Short items
SFDA questions contaminated heparin link
China’s State Food and Drug Administration (SFDA) has said it has found no link between chondroitin sulfate found in Baxter Inc’s blood thinning drug heparin and the deaths reported in the US earlier this year. The announcement contradicts earlier findings by the US Food and Drug Administration (FDA). The SFDA says that the severe allergic reactions to the drug appeared in the US and Germany but not in other countries using heparin containing the same contaminant. Meanwhile, other batches of heparin produced by Baxter that did not contain chondroitin sulfate have triggered adverse effects. SFDA experts also complained that the FDA and Baxter have not provided sufficient information to support its investigation into the heparin case in the US, but both the FDA and Baxter have denied the accusation.
Giant medical devices plant starts work
Johnson & Johnson Medical announced on 22 April that its first medical equipment plant in China has started production in Suzhou, Jiangsu Province.
Costing US$100 million, the factory is the pharmaceutical giant’s eighth medical equipment plant. The output of the Suzhou factory will account for 10-20 per cent of Johnson & Johnson Medical’s global production.
The Suzhou factory, one of the largest medical equipment plants in Asia, will initially focus on orthopaedic implant products, according to spokeswoman Karen Jiang of the company’s China branch.
China’s fast growing medical equipment market is expected to be worth 100 billion yuan (US$14 billion) by 2010, second only to that of the US.

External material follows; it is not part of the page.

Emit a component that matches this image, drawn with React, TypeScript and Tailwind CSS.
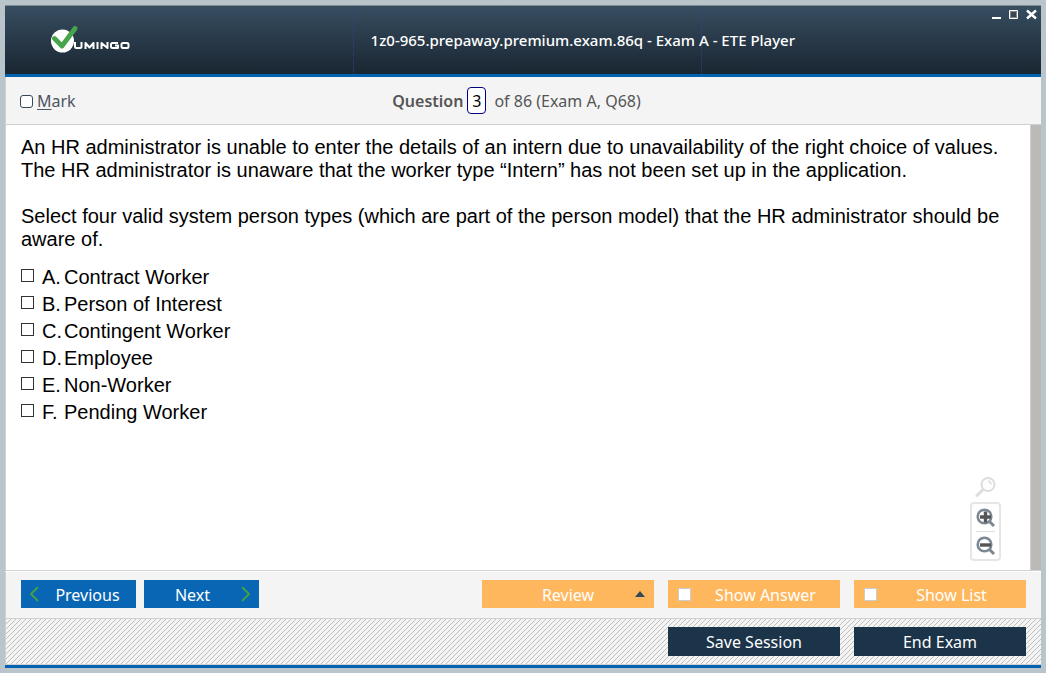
import { useState } from "react";

const ANSWERS = [
  ["A.", "Contract Worker"],
  ["B.", "Person of Interest"],
  ["C.", "Contingent Worker"],
  ["D.", "Employee"],
  ["E.", "Non-Worker"],
  ["F.", "Pending Worker"],
];

function Logo() {
  return (
    <div className="flex items-start" aria-label="Vumingo">
      <svg width="28" height="28" viewBox="0 0 28 28" aria-hidden="true">
        <circle cx="12.500" cy="15" r="11.500" fill="#fff" />
        <path d="M4.500 12.500 L12 20 L25 2.500" fill="none" stroke="#45a548" strokeWidth="4.800" strokeLinecap="round" strokeLinejoin="round" />
      </svg>
      <svg width="58" height="28" viewBox="0 0 58 28" className="-ml-1" aria-hidden="true">
        <g fill="none" stroke="#fff" strokeWidth="2" strokeLinejoin="round">
          <path d="M1 16v4.500q0 1.500 1.500 1.500h3.500q1.500 0 1.500-1.500v-4.500" />
          <path d="M11.500 23v-6l4 4.500 4-4.500v6" />
          <path d="M23.500 16v7" />
          <path d="M27.500 23v-6l6 5v-6" />
          <path d="M44 17h-5.500q-1.500 0-1.500 1.500v2q0 1.500 1.500 1.500h5.500v-2.500h-3" />
          <path d="M49 17h4q1.500 0 1.500 1.500v2q0 1.500-1.500 1.500h-4q-1.500 0-1.500-1.500v-2q0-1.500 1.500-1.500z" />
        </g>
      </svg>
    </div>
  );
}

function WindowButtons() {
  return (
    <div className="flex items-start gap-2 pt-[2px] pr-1">
      <button aria-label="Minimize" className="h-3 w-[9px]">
        <svg width="9" height="11" viewBox="0 0 9 11"><path d="M0 8h9v2H0z" fill="#fff" /></svg>
      </button>
      <button aria-label="Maximize" className="h-3 w-[9px]">
        <svg width="9" height="11" viewBox="0 0 9 11">
          <path d="M.5 1.500h8v8h-8z" fill="none" stroke="#fff" />
          <path d="M1.500 2.500h6v6h-6z" fill="none" stroke="#8b8b85" />
        </svg>
      </button>
      <button aria-label="Close" className="h-3 w-[11px]">
        <svg width="11" height="11" viewBox="0 0 11 11"><path d="M1 1.500l9 8M10 1.500l-9 8" stroke="#fff" strokeWidth="2.400" /></svg>
      </button>
    </div>
  );
}

function Lens({ kind }: { kind: "plus" | "minus" }) {
  return (
    <svg width="20" height="20" viewBox="0 0 20 20" fill="none">
      <circle cx="8.500" cy="8.500" r="6.800" stroke="#7b8893" strokeWidth="2.600" />
      <path d="M13.500 13.500l4.500 4.500" stroke="#7b8893" strokeWidth="3" />
      <path d={kind === "plus" ? "M4 9h11M9.500 3.500v11" : "M4 9h11"} stroke="#555" strokeWidth="3.400" />
    </svg>
  );
}

function Hatching() {
  return (
    <svg className="absolute inset-0 size-full" shapeRendering="crispEdges" aria-hidden="true">
      <defs>
        <pattern id="hatch" width="5" height="5" patternUnits="userSpaceOnUse">
          <path d="M4 0h1v1h-1zM3 1h1v1h-1zM2 2h1v1h-1zM1 3h1v1h-1zM0 4h1v1h-1z" fill="#bfbfbf" />
        </pattern>
      </defs>
      <rect width="100%" height="100%" fill="url(#hatch)" />
    </svg>
  );
}

export default function App() {
  const [checked, setChecked] = useState<string[]>([]);
  const toggle = (key: string) =>
    setChecked((old) => (old.includes(key) ? old.filter((k) => k !== key) : [...old, key]));

  return (
    <div className="flex min-h-screen flex-col bg-[#b9c5cb] p-[5px] font-['Noto_Sans',sans-serif]">
      <div className="flex grow flex-col border-b-[3px] border-[#0462b3] bg-[#f4f4f4]">
        <header className="grid h-[72px] grid-cols-[348px_2fr_1fr] border-t border-b-[3px] border-t-[#7f8c92] border-b-[#0462b3] bg-linear-to-b from-[#374e61] to-[#1a2632]">
          <div className="pt-5 pl-[45px]"><Logo /></div>
          <div className="relative flex items-center justify-center border-l border-dotted border-[#34407a]">
            <div className="absolute inset-y-0 left-[347px] border-l border-dotted border-[#34407a]" />
            <h1 className="relative text-[15px] leading-5 font-medium whitespace-nowrap text-white">
              1z0-965.prepaway.premium.exam.86q - Exam A - ETE Player
            </h1>
          </div>
          <div className="flex justify-end"><WindowButtons /></div>
        </header>

        <div className="grid h-12 grid-cols-[1fr_2fr_1fr] items-center border-b border-l border-[#d0d0d0] text-base text-[#555]">
          <label className="flex items-center gap-1 pt-px pl-[14px] text-[#4b5563]">
            <input type="checkbox" className="size-[13px] appearance-none rounded-[3px] border border-[#34495a] bg-white checked:bg-[#34495a]" />
            <span><span className="underline underline-offset-2">M</span>ark</span>
          </label>
          <div className="flex items-center justify-center pr-[14px] text-base">
            <label htmlFor="question" className="font-semibold">Question</label>
            <input id="question" defaultValue="3" className="mr-2 ml-1 h-[27px] w-[19px] rounded-[4px] border border-[#000080] bg-white text-center text-base text-black" />
            <span>of 86 (Exam A, Q68)</span>
          </div>
        </div>

        <main className="flex grow border-b border-l border-[#d0d0d0] bg-white">
          <section className="flex grow flex-col pt-[11px] pb-[9px] pl-[15px] font-['Liberation_Sans',sans-serif] text-xl leading-[23px] text-black">
            <p>
              An HR administrator is unable to enter the details of an intern due to unavailability of the right choice of values.
              <br />
              The HR administrator is unaware that the worker type “Intern” has not been set up in the application.
            </p>
            <p className="mt-[23px]">
              Select four valid system person types (which are part of the person model) that the HR administrator should be
              <br />
              aware of.
            </p>
            <ul className="mt-[13px]">
              {ANSWERS.map(([letter, text]) => (
                <li key={letter}>
                  <label className="flex h-[27px] items-center">
                    <input
                      type="checkbox"
                      checked={checked.includes(letter)}
                      onChange={() => toggle(letter)}
                      className="mr-2 mb-1 size-[13px] appearance-none border border-[#333] bg-white checked:bg-[#333]"
                    />
                    <span className="w-[22px]">{letter}</span>
                    <span>{text}</span>
                  </label>
                </li>
              ))}
            </ul>
            <div className="mt-auto mr-[29px] flex flex-col items-center gap-[5px] self-end">
              <button aria-label="Reset zoom">
                <svg width="21" height="20" viewBox="0 0 21 20" fill="none" stroke="#ddd">
                  <circle cx="13" cy="7.500" r="6.500" strokeWidth="2" />
                  <path d="M8 12.500L2 18.500" strokeWidth="3" strokeLinecap="round" />
                  <path d="M13 4q3 .5 3 3.500" strokeWidth="1.500" />
                </svg>
              </button>
              <div className="flex w-[31px] flex-col items-center rounded-[4px] border-2 border-[#e6e6e6]">
                <button aria-label="Zoom in" className="flex h-[27px] items-center"><Lens kind="plus" /></button>
                <hr className="w-[19px] border-[#ddd]" />
                <button aria-label="Zoom out" className="flex h-[27px] items-center"><Lens kind="minus" /></button>
              </div>
            </div>
          </section>
          <div className="w-[11px] shrink-0 border-l border-[#d0d0d0] bg-[#bbbab6]" />
        </main>

        <div className="flex h-12 items-center justify-between border-t border-b border-l border-t-white border-b-[#d0d0d0] border-l-[#d0d0d0] px-[15px] pb-[2px] text-base text-white">
          <div className="flex gap-2">
            <button className="flex h-7 w-[115px] items-center bg-[#0866b5] px-2">
              <svg width="10" height="16" viewBox="0 0 10 16" fill="none"><path d="M9 1L2 8l7 7" stroke="#43a047" strokeWidth="2" /></svg>
              <span className="grow pt-[2px] pl-2 text-center">Previous</span>
            </button>
            <button className="flex h-7 w-[115px] items-center bg-[#0866b5] px-2">
              <span className="grow pt-[2px] pr-2 text-center">Next</span>
              <svg width="10" height="16" viewBox="0 0 10 16" fill="none"><path d="M1 1l7 7-7 7" stroke="#43a047" strokeWidth="2" /></svg>
            </button>
          </div>
          <div className="flex gap-[14px]">
            <button className="flex h-7 w-[172px] items-center bg-[#ffb75d] px-[9px]">
              <span className="grow pt-[2px] pl-[10px] text-center">Review</span>
              <svg width="10" height="6" viewBox="0 0 10 6"><path d="M0 6l5-6 5 6z" fill="#34495a" /></svg>
            </button>
            {["Show Answer", "Show List"].map((text) => (
              <label key={text} className="flex h-7 w-[172px] items-center bg-[#ffb75d] px-[10px]">
                <input type="checkbox" className="size-[13px] appearance-none border border-[#ccc] bg-white checked:bg-[#34495a]" />
                <span className="grow pt-[2px] pl-[10px] text-center">{text}</span>
              </label>
            ))}
          </div>
        </div>

        <div className="relative flex h-[46px] items-center justify-end gap-[14px] border-b border-l border-[#d0d0d0] pr-[15px] text-base text-white">
          <Hatching />
          <button className="relative h-[29px] w-[172px] bg-[#1b344a]">Save Session</button>
          <button className="relative h-[29px] w-[172px] bg-[#1b344a]">End Exam</button>
        </div>
      </div>
    </div>
  );
}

China and Japan carbon capture effort
China and Japan may jointly launch a carbon capture and storage (CCS) project next year, according to media and industry sources.
The reported US$300 million project will capture carbon dioxide emissions from a thermal power plant in Harbin, in the northeastern Chinese province of Heilongjiang, and inject the CO2 into the province’s Daqing oil field to extract more crude oil, Japan’s Nikkei business daily said on 3 May.
Official sources have declined to comment, but the China Petroleum and Chemical Industry Association website says the agreement was signed during Chinese President Hu Jintao’s five-day visit to Japan, which ended on 10 May. Toyota Motor Corporation and China National Petroleum Corp (CNPC) are among those reported to have signed up to the project.